## Instructions to follow
Set all the material down again unchanged, without the pictures.

## Data excerpt
*****

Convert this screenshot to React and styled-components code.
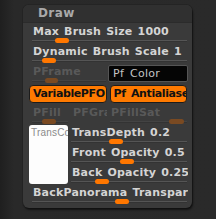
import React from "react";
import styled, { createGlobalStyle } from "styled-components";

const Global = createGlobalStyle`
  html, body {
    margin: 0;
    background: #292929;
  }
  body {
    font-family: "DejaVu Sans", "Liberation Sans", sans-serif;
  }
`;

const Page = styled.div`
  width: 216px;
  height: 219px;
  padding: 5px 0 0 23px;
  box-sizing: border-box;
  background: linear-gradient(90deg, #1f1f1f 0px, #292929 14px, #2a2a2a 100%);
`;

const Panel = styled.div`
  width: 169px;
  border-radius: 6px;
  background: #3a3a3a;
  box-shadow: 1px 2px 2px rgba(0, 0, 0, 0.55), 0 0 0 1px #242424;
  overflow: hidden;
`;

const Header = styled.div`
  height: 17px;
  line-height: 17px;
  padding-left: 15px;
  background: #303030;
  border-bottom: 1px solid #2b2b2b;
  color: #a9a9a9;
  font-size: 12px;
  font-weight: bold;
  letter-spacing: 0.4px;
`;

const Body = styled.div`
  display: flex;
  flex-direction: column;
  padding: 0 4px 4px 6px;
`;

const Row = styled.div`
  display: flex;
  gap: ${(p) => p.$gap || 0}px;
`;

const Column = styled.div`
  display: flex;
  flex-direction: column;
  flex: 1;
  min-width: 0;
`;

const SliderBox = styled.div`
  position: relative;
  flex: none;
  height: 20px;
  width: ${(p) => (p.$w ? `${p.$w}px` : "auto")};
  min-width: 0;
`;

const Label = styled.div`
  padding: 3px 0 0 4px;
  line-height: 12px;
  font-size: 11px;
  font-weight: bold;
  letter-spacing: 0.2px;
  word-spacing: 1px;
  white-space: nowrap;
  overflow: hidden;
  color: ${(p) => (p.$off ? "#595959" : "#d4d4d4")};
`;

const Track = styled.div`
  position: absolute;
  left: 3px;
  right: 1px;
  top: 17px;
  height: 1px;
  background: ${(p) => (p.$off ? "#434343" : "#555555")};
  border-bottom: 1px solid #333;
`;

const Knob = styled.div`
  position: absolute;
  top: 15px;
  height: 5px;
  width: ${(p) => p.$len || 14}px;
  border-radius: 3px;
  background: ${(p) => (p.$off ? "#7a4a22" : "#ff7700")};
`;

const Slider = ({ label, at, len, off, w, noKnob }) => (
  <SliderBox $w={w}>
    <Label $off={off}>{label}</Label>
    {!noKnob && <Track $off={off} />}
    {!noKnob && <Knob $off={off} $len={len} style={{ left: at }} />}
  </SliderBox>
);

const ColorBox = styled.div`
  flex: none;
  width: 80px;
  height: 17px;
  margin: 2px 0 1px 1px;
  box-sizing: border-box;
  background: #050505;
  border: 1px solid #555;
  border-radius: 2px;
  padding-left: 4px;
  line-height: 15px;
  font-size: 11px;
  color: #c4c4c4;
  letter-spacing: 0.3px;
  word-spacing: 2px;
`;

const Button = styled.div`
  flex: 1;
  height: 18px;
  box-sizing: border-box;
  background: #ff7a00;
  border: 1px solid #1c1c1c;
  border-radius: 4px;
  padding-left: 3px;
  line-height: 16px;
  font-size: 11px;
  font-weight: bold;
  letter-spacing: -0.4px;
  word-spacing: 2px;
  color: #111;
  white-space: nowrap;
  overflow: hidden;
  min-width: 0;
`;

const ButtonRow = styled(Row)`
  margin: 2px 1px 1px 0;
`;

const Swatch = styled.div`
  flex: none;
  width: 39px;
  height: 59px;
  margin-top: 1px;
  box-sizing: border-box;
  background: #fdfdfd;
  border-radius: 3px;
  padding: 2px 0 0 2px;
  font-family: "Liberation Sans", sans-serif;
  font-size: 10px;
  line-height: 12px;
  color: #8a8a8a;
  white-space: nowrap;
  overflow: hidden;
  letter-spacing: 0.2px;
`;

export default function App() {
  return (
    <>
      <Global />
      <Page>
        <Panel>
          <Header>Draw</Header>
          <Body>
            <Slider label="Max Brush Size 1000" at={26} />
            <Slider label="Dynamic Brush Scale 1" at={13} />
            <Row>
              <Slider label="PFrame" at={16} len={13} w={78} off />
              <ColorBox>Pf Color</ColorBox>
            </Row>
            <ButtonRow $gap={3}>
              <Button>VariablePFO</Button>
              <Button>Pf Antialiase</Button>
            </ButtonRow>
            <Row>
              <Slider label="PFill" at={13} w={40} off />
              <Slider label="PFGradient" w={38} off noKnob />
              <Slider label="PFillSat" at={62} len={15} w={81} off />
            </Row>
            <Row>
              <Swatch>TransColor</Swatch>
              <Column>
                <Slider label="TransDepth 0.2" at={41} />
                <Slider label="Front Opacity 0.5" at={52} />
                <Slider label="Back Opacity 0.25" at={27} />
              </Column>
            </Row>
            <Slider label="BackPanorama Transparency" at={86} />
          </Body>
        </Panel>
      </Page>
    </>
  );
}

*****

## Complete response
Convert this screenshot to React and styled-components code.
import React from "react";
import styled, { createGlobalStyle } from "styled-components";

const Global = createGlobalStyle`
  html, body {
    margin: 0;
    background: #292929;
  }
  body {
    font-family: "DejaVu Sans", "Liberation Sans", sans-serif;
  }
`;

const Page = styled.div`
  width: 216px;
  height: 219px;
  padding: 5px 0 0 23px;
  box-sizing: border-box;
  background: linear-gradient(90deg, #1f1f1f 0px, #292929 14px, #2a2a2a 100%);
`;

const Panel = styled.div`
  width: 169px;
  border-radius: 6px;
  background: #3a3a3a;
  box-shadow: 1px 2px 2px rgba(0, 0, 0, 0.55), 0 0 0 1px #242424;
  overflow: hidden;
`;

const Header = styled.div`
  height: 17px;
  line-height: 17px;
  padding-left: 15px;
  background: #303030;
  border-bottom: 1px solid #2b2b2b;
  color: #a9a9a9;
  font-size: 12px;
  font-weight: bold;
  letter-spacing: 0.4px;
`;

const Body = styled.div`
  display: flex;
  flex-direction: column;
  padding: 0 4px 4px 6px;
`;

const Row = styled.div`
  display: flex;
  gap: ${(p) => p.$gap || 0}px;
`;

const Column = styled.div`
  display: flex;
  flex-direction: column;
  flex: 1;
  min-width: 0;
`;

const SliderBox = styled.div`
  position: relative;
  flex: none;
  height: 20px;
  width: ${(p) => (p.$w ? `${p.$w}px` : "auto")};
  min-width: 0;
`;

const Label = styled.div`
  padding: 3px 0 0 4px;
  line-height: 12px;
  font-size: 11px;
  font-weight: bold;
  letter-spacing: 0.2px;
  word-spacing: 1px;
  white-space: nowrap;
  overflow: hidden;
  color: ${(p) => (p.$off ? "#595959" : "#d4d4d4")};
`;

const Track = styled.div`
  position: absolute;
  left: 3px;
  right: 1px;
  top: 17px;
  height: 1px;
  background: ${(p) => (p.$off ? "#434343" : "#555555")};
  border-bottom: 1px solid #333;
`;

const Knob = styled.div`
  position: absolute;
  top: 15px;
  height: 5px;
  width: ${(p) => p.$len || 14}px;
  border-radius: 3px;
  background: ${(p) => (p.$off ? "#7a4a22" : "#ff7700")};
`;

const Slider = ({ label, at, len, off, w, noKnob }) => (
  <SliderBox $w={w}>
    <Label $off={off}>{label}</Label>
    {!noKnob && <Track $off={off} />}
    {!noKnob && <Knob $off={off} $len={len} style={{ left: at }} />}
  </SliderBox>
);

const ColorBox = styled.div`
  flex: none;
  width: 80px;
  height: 17px;
  margin: 2px 0 1px 1px;
  box-sizing: border-box;
  background: #050505;
  border: 1px solid #555;
  border-radius: 2px;
  padding-left: 4px;
  line-height: 15px;
  font-size: 11px;
  color: #c4c4c4;
  letter-spacing: 0.3px;
  word-spacing: 2px;
`;

const Button = styled.div`
  flex: 1;
  height: 18px;
  box-sizing: border-box;
  background: #ff7a00;
  border: 1px solid #1c1c1c;
  border-radius: 4px;
  padding-left: 3px;
  line-height: 16px;
  font-size: 11px;
  font-weight: bold;
  letter-spacing: -0.4px;
  word-spacing: 2px;
  color: #111;
  white-space: nowrap;
  overflow: hidden;
  min-width: 0;
`;

const ButtonRow = styled(Row)`
  margin: 2px 1px 1px 0;
`;

const Swatch = styled.div`
  flex: none;
  width: 39px;
  height: 59px;
  margin-top: 1px;
  box-sizing: border-box;
  background: #fdfdfd;
  border-radius: 3px;
  padding: 2px 0 0 2px;
  font-family: "Liberation Sans", sans-serif;
  font-size: 10px;
  line-height: 12px;
  color: #8a8a8a;
  white-space: nowrap;
  overflow: hidden;
  letter-spacing: 0.2px;
`;

export default function App() {
  return (
    <>
      <Global />
      <Page>
        <Panel>
          <Header>Draw</Header>
          <Body>
            <Slider label="Max Brush Size 1000" at={26} />
            <Slider label="Dynamic Brush Scale 1" at={13} />
            <Row>
              <Slider label="PFrame" at={16} len={13} w={78} off />
              <ColorBox>Pf Color</ColorBox>
            </Row>
            <ButtonRow $gap={3}>
              <Button>VariablePFO</Button>
              <Button>Pf Antialiase</Button>
            </ButtonRow>
            <Row>
              <Slider label="PFill" at={13} w={40} off />
              <Slider label="PFGradient" w={38} off noKnob />
              <Slider label="PFillSat" at={62} len={15} w={81} off />
            </Row>
            <Row>
              <Swatch>TransColor</Swatch>
              <Column>
                <Slider label="TransDepth 0.2" at={41} />
                <Slider label="Front Opacity 0.5" at={52} />
                <Slider label="Back Opacity 0.25" at={27} />
              </Column>
            </Row>
            <Slider label="BackPanorama Transparency" at={86} />
          </Body>
        </Panel>
      </Page>
    </>
  );
}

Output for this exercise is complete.